ところが、かかる所蔵品を毀損しないように保存修理し、又随時展示し、かつ、これに必要な建物や人員を維持するには莫大な経費を要するものであり、このため所蔵品の観覧から生じる入場料等の収入と並んで、所蔵品の写真撮影や写真掲載に対する許可から生じる収入を重要な経費調達の手段としている。とりわけ、写真印刷の技術が高度に発展し、出版物の市場が大いに発達した現代においては、現実に博物館への入場者数には限度があるのに比較して、写真撮影等の許可による使用料収入が博物館、美術館の維持上極めて重要な要素となつている。(訴状で述べたとおり、上告人のばあいは、この許可から生じる収入は全経費の五分の一ないし六分の一を占めている。)
(三) このため、上告人のような私立の博物館や美術館はもとより国公立の博物館においてさえも、所蔵品の写真撮影やその写真の出版物等への掲載は個別の許可手続にもとづいてのみ行なわれており、またかかる許可においては使用目的、特に掲載する出版物ないしその発行部数を特定し制限している(甲第七号証ないし甲第三六号証)。
(1) まず甲第七号証は、文化庁次長から各国立博物館長、各国立美術館長に通知した文化庁長官裁定にかかる美術品等の「写真撮影等に関する基準」であるが、1(1)二項には、「美術品のうち寄託品等であるもの……について、事前にそれぞれ当該寄託者等……の書面による同意を得ていない場合」には許可しないものとしていること、又、美術品等の写真の原板の使用許可について同2(1)ウ項は「ほかに美術品等の……所有権者または美術品等の写真の著作権があるものについて、事前にそれぞれ当該著作権者または所有権者の書面による同意を得ていない場合」には許可しないこととしている。また、この2(1)ウ項は美術品等の「写真の原板」の所有権を国が有する場合においても、さらに当該美術品等自体の所有権者が他にあるときは美術品等の所有権者の同意を要することとしている。
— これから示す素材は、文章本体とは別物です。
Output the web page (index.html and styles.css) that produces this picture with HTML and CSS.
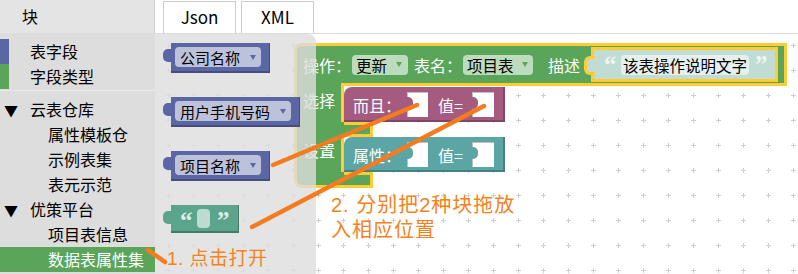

すなわち、甲第七号証の文化庁長官の裁定は、明らかに、国立の美術館等の所蔵品の写真撮影および国立の美術館等の所蔵する「写真の原板」の使用収益等を支配すべきものとし、所蔵品の所有者がこうした支配権を有するものと考えていることが、上記の規定から明確に窺うことができる。
(2) また、甲第八号証以下甲第三六号証に示されるとおり、国公立、あるいは私立の博物館、美術館が所蔵品の写真撮影やその写真の出版物等への掲載について個別の許可を条件としていることも、国公立の博物館、美術館はもとより私立の美術館等も、上記の文化庁長官の裁定に示されているのと同様の権利を所有者が有するという考え方に立つているとみるのが当然である。
(3) しかも、国公立、私立の美術館による所蔵品の写真等に対するこうした支配は、当然のことながら、美術館等の所蔵品を写真により利用する出版社等の利用者によつて広く受けいれられており、利用者からこうした規制に対し疑問を呈せられていないのも、利用者側として上記のような考え方を受けいれているからである。
(4) 以上のとおり、博物館、美術館等の所蔵品の所有者がその所有権にもとづいて所蔵品の写真撮影および写真の利用を行う行為を支配できることは、国(文化庁)をはじめ広く一般的に認められており、その支配権は法的規範として社会的に認知されているものである。
(四) 第一審判決は上告人が右の事実にもとづき第一審において主張した慣行について、有体物の所有者は、「複製物の製作・頒布に際して第三者から対価を徴することは可能であり、著作権者による複製許諾に類似の現象が生じることは否定できない」としながらも、「前記著作権類似の現象は所有者が所有物を合理的に活用するために所有物を支配・管理していることの反射的効果として行つているに過ぎず、事実上の利益享受に外ならない」と判断している。
しかし、甲第七号証の文化庁長官の裁定にみられるとおり、国立の博物館等が事実上支配管理している寄託物について所有者である寄託者の同意がないかぎり写真撮影や写真原板の使用の許可を与えないこととしていることをみても、国立博物館等がたんなる支配管理の反射的効果、事実上の利益享受としてこうした取扱を採つているとみることは到底できない。むしろ、所有者が写真等の支配権を有することは、社会的に法的規範として認知されているとさえみられるものであり、だからこそ、はじめて、右のように文化庁の裁定がなされ、これにおおむね準じて国公立、私立の博物館、美術館の取扱いが行なわれていると理解されるのである。
(五) したがつて、右の慣行に照らしてみても、上告人の請求は充分な合理性を有するものである。